Ben and Jen dated for just ten months before they decided to move to Austin together. Jen wanted to finish her undergraduate degree there, and Ben liked the engineering program at the University of Texas. Jen is from Austin originally, and Ben had been living in Portland for a few years out of college. They did not hesitate. I think sometimes you find something that is beautiful, and it satisfies a deep longing you’ve held for ages, and you are somehow able to move through the fear and doubt that necessarily quakes within you when something seems too good to be true. Robert Burton wrote in the seventeenth century that the only cure for the melancholic sickness of love is to enter into it with abandon. So that is what they did.

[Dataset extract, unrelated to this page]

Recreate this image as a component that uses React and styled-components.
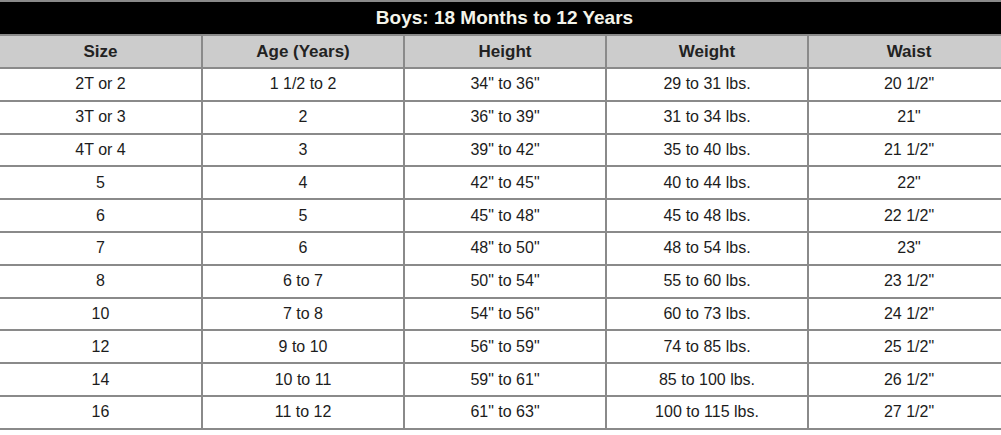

The purple martins came. They came with such force and triumph that I was surprised I’d ever been skeptical that they’d come. Indeed, there were hundreds of thousands of them, swarming so thick at points that they transformed parts of the sky into a canvas painted solid black, stretched to crack. People gathered, too: to watch, and to marvel. I heard a kid say, “I have to follow JUST ONE, just to see where it goes and what it does.” No one knows exactly why martins roost in giant flocks like that, sure, but to me, it looked a lot like Manhattan. Someone decided that this tree behind this Jack-in-the-Box was the place to go, and that guy was The Cool Guy, and now rent is reeeeeealllly expensive.

If I was a purple martin, and you’d followed my path from the day I met Ben on the field until today, you’d see me starting to follow this other purple martin (that one would be Ben, in case this analogy is a little far-fetched), and follow it for a long long time, and then dive away, and fly somewhere else entirely, occasionally coming back to fly alongside it again. Even if just for a long weekend. 

We must look very mysterious to birds, too. The way we love, and change, and attach, and separate, and trust, and lose trust, and trust again. Also, we have cars and lawnmowers, and I’ll bet birds think that stuff is crazy

One day, a few months ago, I was feeling very lost and very sad and very alone, and I decided I would look through pages of books on my bookshelves until I found something that would help. I came across this Cheryl Strayed passage that made my bones feel warm, and I copied it into my notebook to read again when I needed it:

We live and have experiences and leave people we love and get left by them. People we thought would be with us forever aren’t and people we didn’t know would come into our lives do. Our work here is to keep faith in that, to put it in a box, and wait.

What a gift it has been to watch this person I love change. I had this funny feeling in the pit of my stomach while I vacationed inside Ben-and-Jen’s (one word, proper noun) perfect family world for a few days. I don’t feel it often, because I am unfortunately often envious and more competitive than I wish to admit. I felt happy for them. They found each other, amidst all the mystery and confusion of the crazy human landscape. They found their spot on the tree. How perfectly beautiful to fly past, to stop for a while, and then, with gratitude, to fly away.